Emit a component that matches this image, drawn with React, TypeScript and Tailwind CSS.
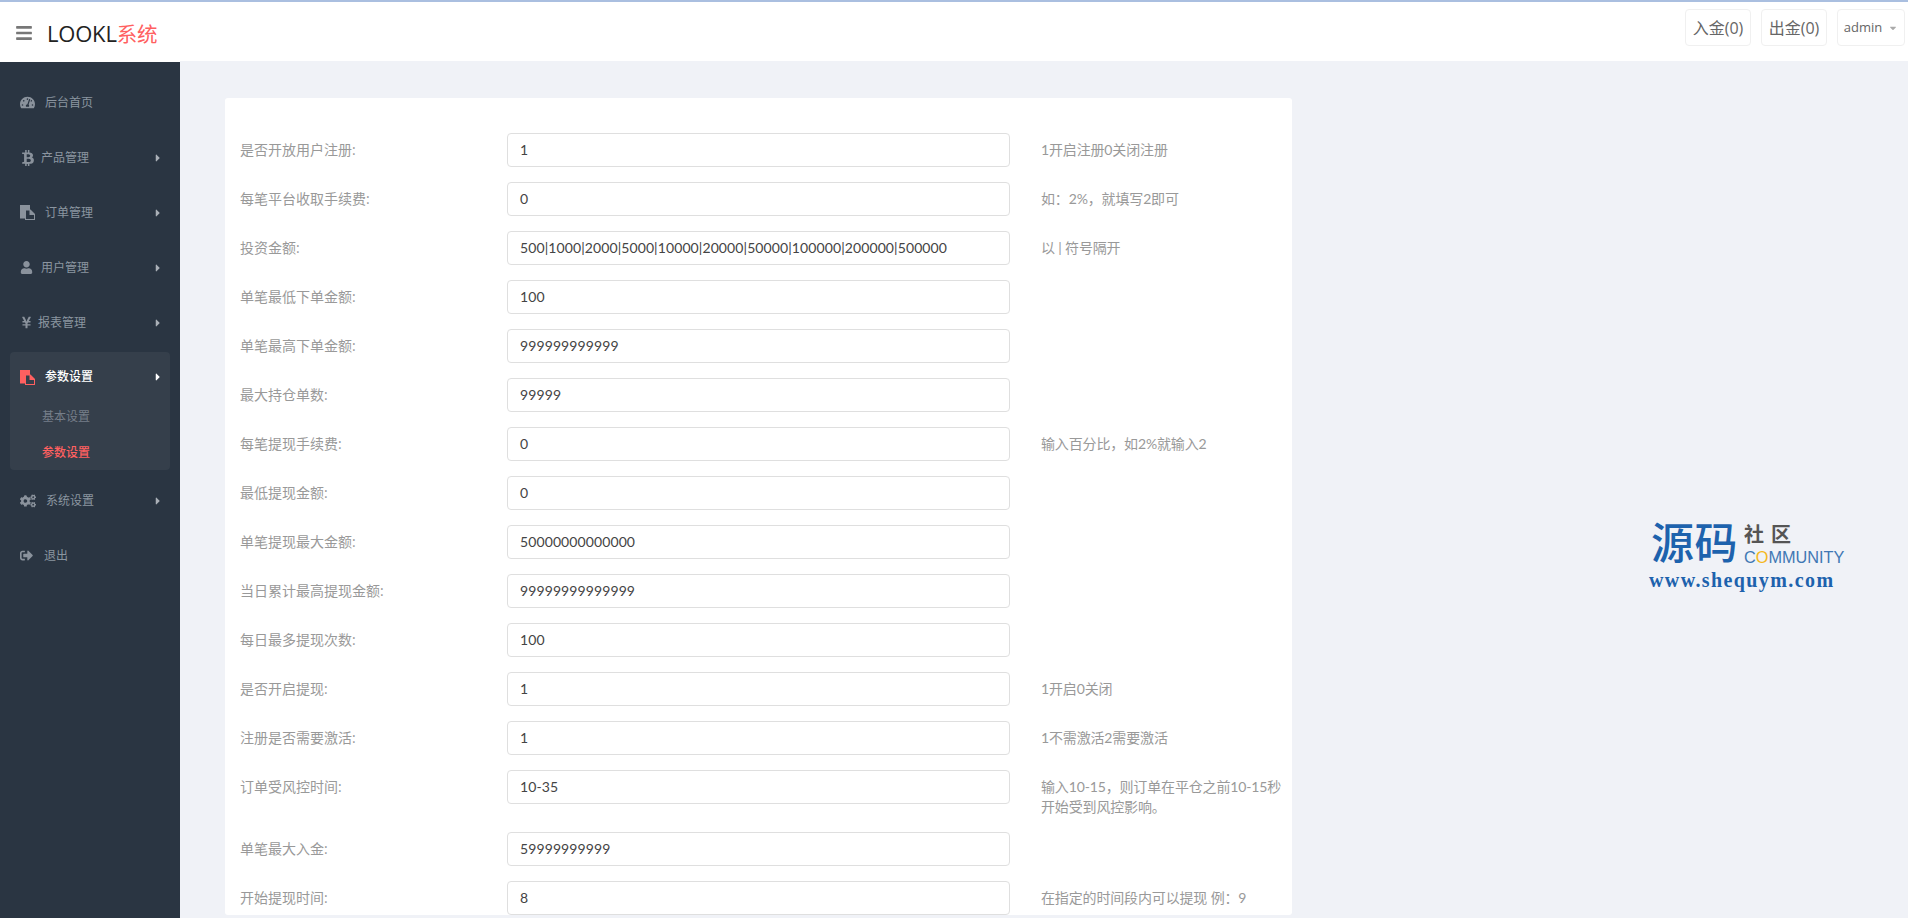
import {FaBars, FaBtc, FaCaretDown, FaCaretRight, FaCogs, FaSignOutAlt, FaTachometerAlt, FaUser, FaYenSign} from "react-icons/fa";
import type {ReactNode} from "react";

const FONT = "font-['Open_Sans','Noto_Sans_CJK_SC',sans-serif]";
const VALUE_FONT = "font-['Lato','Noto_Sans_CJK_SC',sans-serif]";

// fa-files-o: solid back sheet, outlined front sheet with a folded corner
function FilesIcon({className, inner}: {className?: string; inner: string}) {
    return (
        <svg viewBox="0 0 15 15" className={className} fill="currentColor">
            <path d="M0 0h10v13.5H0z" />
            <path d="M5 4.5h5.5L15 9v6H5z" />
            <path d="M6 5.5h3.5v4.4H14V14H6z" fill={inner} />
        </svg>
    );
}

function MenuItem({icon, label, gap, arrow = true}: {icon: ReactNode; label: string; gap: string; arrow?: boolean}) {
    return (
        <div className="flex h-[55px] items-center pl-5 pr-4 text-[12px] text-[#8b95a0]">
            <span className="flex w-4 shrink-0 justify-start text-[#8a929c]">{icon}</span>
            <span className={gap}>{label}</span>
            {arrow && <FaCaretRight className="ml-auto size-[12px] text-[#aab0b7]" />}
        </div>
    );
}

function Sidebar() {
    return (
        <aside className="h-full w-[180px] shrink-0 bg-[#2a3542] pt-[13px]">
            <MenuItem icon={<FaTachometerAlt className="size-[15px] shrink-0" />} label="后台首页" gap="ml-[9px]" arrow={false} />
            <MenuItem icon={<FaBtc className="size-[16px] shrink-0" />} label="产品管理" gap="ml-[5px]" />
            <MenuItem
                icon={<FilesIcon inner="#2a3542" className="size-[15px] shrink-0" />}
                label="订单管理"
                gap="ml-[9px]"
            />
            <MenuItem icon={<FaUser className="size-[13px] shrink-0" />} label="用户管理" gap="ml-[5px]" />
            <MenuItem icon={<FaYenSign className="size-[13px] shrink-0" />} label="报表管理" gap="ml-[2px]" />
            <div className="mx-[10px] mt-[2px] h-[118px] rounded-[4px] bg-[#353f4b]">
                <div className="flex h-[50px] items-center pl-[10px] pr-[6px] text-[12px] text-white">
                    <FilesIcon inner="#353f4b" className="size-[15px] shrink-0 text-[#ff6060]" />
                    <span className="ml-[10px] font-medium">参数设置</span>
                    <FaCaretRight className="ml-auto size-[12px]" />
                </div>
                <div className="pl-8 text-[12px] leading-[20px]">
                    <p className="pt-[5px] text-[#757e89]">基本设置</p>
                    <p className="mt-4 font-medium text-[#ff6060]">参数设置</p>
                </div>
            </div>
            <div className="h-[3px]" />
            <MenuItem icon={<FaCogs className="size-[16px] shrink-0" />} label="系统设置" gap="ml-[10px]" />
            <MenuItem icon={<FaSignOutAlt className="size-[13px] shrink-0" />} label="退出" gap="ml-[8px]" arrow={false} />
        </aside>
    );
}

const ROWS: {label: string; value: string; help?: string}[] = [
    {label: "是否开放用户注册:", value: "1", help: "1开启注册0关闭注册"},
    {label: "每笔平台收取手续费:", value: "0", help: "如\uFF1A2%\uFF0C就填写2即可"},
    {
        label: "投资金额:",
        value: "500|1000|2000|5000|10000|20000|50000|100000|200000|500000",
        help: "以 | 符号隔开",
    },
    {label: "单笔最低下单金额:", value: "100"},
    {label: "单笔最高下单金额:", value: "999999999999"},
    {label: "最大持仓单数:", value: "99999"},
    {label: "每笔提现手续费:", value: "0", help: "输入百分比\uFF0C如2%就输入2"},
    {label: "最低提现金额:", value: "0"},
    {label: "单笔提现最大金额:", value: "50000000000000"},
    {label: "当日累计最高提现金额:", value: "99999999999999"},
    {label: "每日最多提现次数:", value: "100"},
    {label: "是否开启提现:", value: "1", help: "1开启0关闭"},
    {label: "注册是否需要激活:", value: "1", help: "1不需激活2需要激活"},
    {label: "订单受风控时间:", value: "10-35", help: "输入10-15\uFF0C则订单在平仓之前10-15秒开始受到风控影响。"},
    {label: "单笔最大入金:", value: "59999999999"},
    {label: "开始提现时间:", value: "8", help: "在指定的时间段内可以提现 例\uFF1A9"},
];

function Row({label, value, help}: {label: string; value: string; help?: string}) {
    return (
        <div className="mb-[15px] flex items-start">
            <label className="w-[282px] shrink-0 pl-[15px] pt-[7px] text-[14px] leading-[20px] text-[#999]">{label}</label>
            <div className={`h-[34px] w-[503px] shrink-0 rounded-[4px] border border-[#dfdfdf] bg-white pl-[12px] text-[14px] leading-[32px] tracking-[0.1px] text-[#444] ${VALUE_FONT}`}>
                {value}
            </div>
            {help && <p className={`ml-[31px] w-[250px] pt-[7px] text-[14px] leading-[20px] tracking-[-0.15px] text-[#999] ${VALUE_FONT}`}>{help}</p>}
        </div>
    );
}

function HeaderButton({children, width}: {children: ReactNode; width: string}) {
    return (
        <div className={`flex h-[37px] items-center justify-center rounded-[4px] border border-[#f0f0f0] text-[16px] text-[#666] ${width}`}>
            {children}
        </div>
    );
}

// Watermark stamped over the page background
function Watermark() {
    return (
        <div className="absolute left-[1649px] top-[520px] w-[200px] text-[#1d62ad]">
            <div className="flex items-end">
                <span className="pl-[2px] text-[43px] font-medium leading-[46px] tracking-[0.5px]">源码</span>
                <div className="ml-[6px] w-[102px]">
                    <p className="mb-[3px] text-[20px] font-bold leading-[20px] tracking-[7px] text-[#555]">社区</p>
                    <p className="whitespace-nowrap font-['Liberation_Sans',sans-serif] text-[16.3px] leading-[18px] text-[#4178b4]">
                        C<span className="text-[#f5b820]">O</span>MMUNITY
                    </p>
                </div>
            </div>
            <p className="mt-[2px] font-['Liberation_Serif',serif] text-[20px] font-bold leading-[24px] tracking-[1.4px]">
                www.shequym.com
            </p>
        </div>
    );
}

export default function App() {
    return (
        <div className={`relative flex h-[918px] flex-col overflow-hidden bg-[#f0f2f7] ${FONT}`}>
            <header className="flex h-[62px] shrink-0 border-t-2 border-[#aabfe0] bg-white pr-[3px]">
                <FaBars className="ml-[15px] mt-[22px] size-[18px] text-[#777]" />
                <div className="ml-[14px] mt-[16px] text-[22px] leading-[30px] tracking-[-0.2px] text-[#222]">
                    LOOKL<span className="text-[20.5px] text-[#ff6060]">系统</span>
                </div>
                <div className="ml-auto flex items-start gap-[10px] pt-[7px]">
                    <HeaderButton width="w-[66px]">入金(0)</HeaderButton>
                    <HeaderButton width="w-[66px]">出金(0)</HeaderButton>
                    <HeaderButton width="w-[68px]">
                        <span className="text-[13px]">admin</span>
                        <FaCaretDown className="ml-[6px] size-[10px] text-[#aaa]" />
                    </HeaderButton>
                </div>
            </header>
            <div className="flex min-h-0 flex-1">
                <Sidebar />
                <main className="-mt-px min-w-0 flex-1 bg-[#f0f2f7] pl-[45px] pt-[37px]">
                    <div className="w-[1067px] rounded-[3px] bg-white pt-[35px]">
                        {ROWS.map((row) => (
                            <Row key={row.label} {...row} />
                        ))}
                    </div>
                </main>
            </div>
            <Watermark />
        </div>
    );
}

---

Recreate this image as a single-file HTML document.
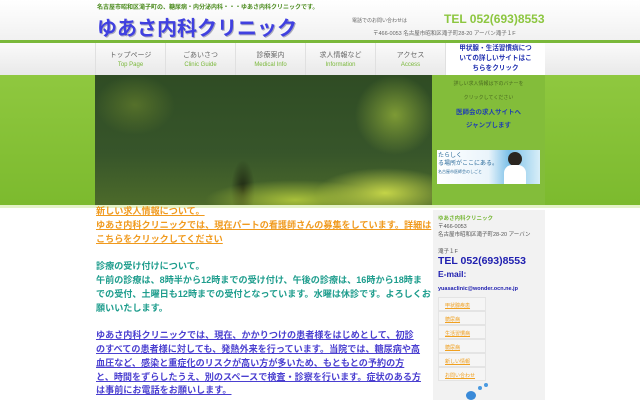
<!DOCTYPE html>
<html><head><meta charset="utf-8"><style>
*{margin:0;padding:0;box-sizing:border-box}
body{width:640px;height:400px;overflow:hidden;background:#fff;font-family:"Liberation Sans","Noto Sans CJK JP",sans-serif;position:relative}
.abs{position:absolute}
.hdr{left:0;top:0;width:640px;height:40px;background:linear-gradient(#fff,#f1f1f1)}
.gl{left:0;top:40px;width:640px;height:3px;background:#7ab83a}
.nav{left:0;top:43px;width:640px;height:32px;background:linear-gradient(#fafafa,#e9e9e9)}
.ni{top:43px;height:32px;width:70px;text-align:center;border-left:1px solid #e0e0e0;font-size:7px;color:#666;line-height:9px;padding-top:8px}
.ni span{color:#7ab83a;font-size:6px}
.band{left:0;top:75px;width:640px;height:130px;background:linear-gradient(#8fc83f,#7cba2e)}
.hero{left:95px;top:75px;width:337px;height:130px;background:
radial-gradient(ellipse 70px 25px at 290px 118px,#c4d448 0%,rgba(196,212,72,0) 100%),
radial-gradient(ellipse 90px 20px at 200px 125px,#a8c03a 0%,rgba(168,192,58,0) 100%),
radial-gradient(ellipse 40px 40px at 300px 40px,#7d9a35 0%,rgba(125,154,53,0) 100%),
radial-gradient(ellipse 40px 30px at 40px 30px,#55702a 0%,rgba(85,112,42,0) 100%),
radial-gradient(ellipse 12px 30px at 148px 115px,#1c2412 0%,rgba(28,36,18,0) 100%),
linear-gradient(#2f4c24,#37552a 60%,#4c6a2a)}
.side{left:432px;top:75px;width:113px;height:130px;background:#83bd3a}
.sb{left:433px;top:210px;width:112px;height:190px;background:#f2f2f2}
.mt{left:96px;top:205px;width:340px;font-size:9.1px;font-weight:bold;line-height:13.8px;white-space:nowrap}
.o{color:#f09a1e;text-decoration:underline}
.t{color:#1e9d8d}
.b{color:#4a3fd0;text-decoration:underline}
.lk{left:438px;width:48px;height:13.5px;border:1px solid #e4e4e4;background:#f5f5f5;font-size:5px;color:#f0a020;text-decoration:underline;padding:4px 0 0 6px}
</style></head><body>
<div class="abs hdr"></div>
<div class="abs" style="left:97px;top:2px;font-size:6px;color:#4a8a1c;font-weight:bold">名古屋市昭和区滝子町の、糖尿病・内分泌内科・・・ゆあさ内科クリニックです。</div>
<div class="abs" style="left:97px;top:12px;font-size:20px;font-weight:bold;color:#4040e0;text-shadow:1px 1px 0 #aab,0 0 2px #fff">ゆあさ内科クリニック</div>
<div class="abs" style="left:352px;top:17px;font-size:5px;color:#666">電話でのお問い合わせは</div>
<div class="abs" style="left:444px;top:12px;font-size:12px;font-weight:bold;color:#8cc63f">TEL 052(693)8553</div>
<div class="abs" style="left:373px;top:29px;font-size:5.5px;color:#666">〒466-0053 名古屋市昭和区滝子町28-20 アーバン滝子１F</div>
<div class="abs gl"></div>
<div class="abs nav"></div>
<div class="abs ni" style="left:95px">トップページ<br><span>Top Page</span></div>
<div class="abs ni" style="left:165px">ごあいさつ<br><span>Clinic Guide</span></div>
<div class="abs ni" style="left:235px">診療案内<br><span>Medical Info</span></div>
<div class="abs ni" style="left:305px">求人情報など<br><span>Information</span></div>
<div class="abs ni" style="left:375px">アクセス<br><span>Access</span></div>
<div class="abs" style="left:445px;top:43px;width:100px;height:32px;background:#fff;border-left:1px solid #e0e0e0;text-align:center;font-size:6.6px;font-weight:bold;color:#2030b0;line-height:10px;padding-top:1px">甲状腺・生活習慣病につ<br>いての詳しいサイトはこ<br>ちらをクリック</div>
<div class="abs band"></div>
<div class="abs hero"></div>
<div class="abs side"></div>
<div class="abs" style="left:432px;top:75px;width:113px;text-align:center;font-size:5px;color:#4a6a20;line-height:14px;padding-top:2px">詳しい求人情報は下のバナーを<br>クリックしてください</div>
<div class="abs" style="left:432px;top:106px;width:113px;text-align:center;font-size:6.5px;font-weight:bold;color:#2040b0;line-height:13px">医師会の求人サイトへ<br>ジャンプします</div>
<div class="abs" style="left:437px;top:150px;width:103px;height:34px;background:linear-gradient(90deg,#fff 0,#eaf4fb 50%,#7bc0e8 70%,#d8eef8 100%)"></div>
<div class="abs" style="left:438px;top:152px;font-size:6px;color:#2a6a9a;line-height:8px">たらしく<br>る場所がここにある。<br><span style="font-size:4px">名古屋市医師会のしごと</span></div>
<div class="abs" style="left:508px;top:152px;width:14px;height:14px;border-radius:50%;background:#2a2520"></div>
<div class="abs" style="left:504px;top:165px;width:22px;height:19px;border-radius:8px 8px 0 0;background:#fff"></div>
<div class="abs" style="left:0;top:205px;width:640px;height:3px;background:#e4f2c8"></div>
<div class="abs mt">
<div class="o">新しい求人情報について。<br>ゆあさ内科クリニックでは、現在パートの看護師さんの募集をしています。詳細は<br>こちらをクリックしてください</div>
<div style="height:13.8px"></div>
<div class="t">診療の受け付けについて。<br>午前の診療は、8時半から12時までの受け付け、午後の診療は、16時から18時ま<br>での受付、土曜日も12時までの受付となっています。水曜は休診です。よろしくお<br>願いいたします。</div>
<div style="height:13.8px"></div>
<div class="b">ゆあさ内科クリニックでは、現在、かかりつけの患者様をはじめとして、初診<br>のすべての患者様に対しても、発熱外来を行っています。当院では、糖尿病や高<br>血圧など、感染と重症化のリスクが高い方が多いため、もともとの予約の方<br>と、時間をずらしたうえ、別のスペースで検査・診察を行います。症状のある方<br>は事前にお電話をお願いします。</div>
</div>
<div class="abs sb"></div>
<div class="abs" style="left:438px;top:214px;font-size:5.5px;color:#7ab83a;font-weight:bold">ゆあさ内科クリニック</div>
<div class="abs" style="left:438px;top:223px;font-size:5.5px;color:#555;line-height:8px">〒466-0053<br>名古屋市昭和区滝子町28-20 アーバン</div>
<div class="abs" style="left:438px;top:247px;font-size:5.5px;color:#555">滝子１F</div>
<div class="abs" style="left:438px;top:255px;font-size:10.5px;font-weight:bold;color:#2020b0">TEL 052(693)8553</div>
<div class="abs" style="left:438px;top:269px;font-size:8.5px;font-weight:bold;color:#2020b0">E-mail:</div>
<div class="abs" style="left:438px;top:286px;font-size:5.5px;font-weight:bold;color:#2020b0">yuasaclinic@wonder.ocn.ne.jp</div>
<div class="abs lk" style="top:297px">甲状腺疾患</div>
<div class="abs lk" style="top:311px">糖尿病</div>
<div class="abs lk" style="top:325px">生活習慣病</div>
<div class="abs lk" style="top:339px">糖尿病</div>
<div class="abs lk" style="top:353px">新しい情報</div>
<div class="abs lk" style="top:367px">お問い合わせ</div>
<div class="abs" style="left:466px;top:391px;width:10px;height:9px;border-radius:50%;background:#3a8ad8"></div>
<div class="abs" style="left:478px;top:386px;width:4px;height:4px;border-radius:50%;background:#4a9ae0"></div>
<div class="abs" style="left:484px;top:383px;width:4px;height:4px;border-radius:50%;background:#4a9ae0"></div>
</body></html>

▸ **Exercise description**
Take every line from the data that contains the word "with".

▸ **Reply to the exercise**
Emit a component that matches this image, drawn with React, TypeScript and Tailwind CSS.
// fa-files-o: solid back sheet, outlined front sheet with a folded corner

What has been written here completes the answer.